AWS unveils new 'frontier agents' focused on improving software development lifecycle

By Jason Pollock on Dec 3, 2025 5:34PM
AWS unveils new 'frontier agents' focused on improving software development lifecycle
Matt Garman at AWS re:Invent 2025.
Supplied

Amazon Web Services (AWS) is introducing three new 'frontier agents' - described by the company as AI agents that are autonomous, scalable and can operate for hours or days without requiring intervention.

The three new frontier agents - Kiro autonomous agent, AWS Security Agent, and AWS DevOps Agent - are focused on "transforming the software development lifecycle", moving from assisting with individual tasks to completing complex projects autonomously like a member of a team.

The Kiro autonomous agent maintains persistent context across sessions and continuously learns from pull requests and feedback, able to handle a range of tasks, from triaging bugs to improving code coverage, with a single change spanning multiple repositories.

Users can ask it questions, describe a task, and assign tasks in a backlog directly from GitHub. The agent will then independently figure out how to get the work done, sharing changes as proposed edits and pull requests, so users stay in control of what gets incorporated.

For teams, the Kiro autonomous agent is a shared resource that works alongside the entire team, building a collective understanding of a company's codebase, products, and standards. It connects to  team’s repos, pipelines, and tools, like Jira, GitHub, and Slack, to maintain context as work progresses, adapting to changes or updates. Every code review, ticket, and architectural decision also informs the agent’s understanding.

The AWS Security Agent embeds security expertise throughout the development lifecycle, proactively reviewing design documents and scanning pull requests against organisational security requirements and common vulnerabilities.

Users define an organisation's security standards once, and AWS Security Agent automatically validates them across the company's applications during its review.

The agent also transforms penetration testing into an on-demand capability, expanding it across an entire application portfolio by returning validated findings with remediation code to fix the issues it finds.

AWS DevOps Agent is on call when incidents happen, responding to issues and using its knowledge of an application and the relationship between components to find the root cause of the problem.

It learns your resources and their relationships spanning everything from observability tools, like Amazon CloudWatch, Dynatrace, Datadog, New Relic, and Splunk, to runbooks, code repositories, and continuous integration and continuous delivery (CI/CD) pipelines.

It maps a company's application resources and correlates telemetry, code, and deployment data to  pinpoint root causes and intend to reduce mean time to resolution.
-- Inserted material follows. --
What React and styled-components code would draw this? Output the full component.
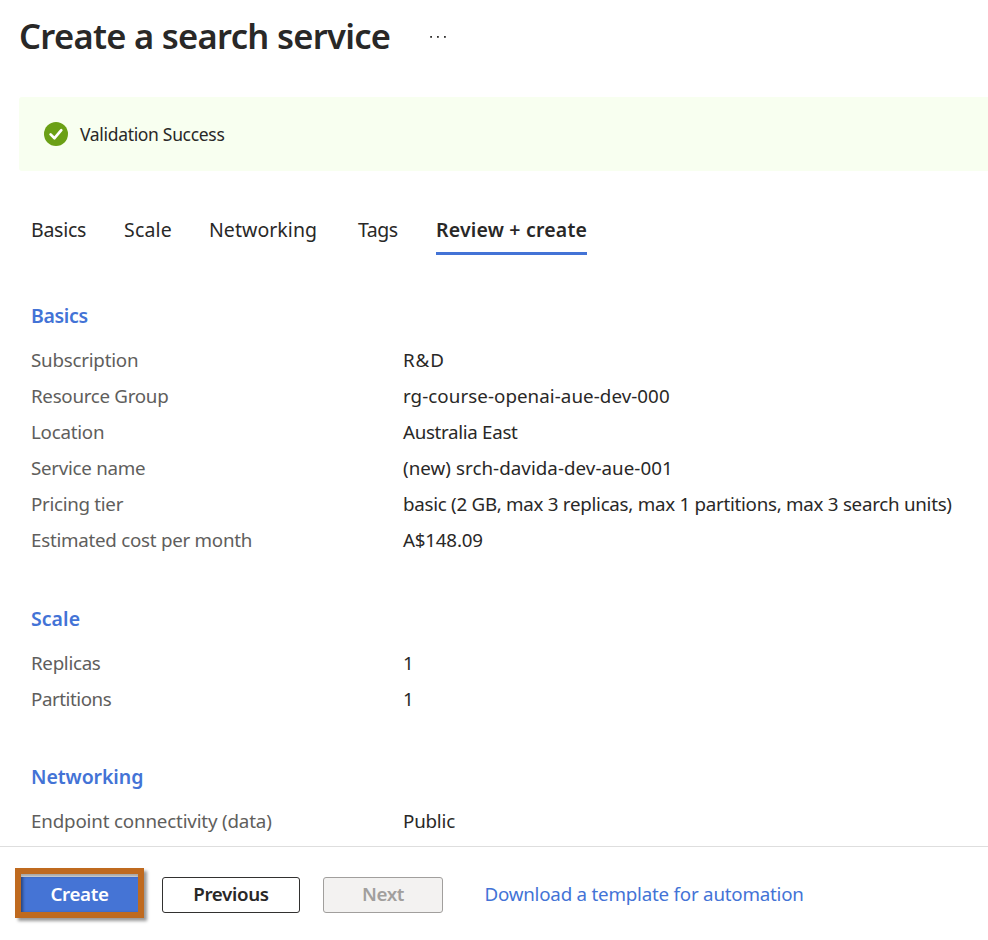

Within Amazon, AWS DevOps Agent has handled thousands of escalations, with an estimated root cause identification rate of over 86%.

AWS DevOps Agent analyses patterns across historical incidents, using those learnings to provide targeted recommendations that aim to strengthen four key areas: observability, infrastructure optimization, deployment pipeline enhancement, and application resilience.
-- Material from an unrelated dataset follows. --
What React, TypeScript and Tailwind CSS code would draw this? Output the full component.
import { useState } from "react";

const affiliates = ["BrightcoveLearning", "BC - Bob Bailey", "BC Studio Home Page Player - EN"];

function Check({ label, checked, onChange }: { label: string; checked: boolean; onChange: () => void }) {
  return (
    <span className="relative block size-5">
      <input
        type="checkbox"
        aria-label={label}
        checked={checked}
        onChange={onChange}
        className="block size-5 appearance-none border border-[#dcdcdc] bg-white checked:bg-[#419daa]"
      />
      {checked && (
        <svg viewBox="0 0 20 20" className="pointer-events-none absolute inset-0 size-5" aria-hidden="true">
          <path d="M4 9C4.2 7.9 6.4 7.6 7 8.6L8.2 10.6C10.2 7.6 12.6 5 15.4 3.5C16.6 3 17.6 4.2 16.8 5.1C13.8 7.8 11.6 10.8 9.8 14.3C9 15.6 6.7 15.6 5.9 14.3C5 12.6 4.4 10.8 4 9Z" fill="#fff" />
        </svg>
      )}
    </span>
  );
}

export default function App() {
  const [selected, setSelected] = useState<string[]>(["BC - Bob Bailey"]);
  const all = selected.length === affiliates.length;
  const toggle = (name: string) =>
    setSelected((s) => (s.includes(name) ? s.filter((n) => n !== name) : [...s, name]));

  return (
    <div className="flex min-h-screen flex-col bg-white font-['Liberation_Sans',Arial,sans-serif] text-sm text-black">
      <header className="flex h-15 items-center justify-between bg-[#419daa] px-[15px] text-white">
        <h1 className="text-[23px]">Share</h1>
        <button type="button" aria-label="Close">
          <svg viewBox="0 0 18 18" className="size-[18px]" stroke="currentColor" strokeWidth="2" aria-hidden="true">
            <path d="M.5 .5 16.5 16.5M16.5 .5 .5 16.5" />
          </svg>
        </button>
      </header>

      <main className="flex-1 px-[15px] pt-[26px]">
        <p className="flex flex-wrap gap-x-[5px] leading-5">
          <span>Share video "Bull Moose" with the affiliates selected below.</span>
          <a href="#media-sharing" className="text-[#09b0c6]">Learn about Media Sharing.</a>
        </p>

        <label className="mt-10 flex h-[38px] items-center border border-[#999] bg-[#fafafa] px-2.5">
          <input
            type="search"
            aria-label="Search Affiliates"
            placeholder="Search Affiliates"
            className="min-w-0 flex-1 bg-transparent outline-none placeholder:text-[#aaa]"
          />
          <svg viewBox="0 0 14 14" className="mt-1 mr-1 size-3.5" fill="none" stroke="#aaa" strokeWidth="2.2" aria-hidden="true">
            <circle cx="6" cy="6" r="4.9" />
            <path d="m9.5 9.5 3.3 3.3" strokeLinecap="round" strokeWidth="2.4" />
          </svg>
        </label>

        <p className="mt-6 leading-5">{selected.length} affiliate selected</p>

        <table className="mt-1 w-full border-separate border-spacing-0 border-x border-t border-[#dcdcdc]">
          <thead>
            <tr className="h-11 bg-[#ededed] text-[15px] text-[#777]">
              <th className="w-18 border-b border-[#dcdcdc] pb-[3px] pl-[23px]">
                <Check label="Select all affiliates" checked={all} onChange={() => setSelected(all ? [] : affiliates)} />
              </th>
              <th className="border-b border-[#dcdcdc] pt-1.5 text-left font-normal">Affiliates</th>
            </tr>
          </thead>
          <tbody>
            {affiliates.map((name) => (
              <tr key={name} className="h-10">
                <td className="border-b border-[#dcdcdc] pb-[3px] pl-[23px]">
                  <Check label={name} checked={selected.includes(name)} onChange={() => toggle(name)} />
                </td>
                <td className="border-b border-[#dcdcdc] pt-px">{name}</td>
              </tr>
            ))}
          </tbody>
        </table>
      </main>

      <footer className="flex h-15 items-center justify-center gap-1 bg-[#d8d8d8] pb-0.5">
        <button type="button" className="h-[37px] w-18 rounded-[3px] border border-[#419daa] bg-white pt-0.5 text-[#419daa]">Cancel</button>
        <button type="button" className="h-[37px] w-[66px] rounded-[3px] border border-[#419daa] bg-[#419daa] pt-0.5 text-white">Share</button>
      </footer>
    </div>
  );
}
"Together these three frontier agents are going to completely transform the way your teams build secure and operate your software," said Matt Garman, CEO of AWS in his keynote speech at AWS re:Invent 2025 event in Las Vegas, Nevada.

The Commonwealth Bank of Australia is among the customers already using one or more of these new agents to accelerate the software development lifecycle.

The bank's Cloud Foundations group manages over 1,700 AWS accounts and provides centralised cloud operation services for thousands of engineers. While prototyping their next-generation internal cloud platform, the bank's team replicated a complex network and identity management issue to test AWS DevOps Agent.

These types of issues can take a seasoned DevOps engineer hours to identify, and the agent found the root cause in under 15 minutes, according to AWS.

"AWS DevOps Agent thinks and acts like a seasoned DevOps engineer, helping our engineers build a banking infrastructure that’s faster, more resilient, and designed to deliver better experiences for our customers," said Jason Sandery, head of cloud services at Commonwealth Bank of Australia.

"This isn't just about faster resolution times - it's about maintaining the trust our customers put in us.”

Jason Pollock travelled to AWS re:Invent 2025 as a guest of AWS.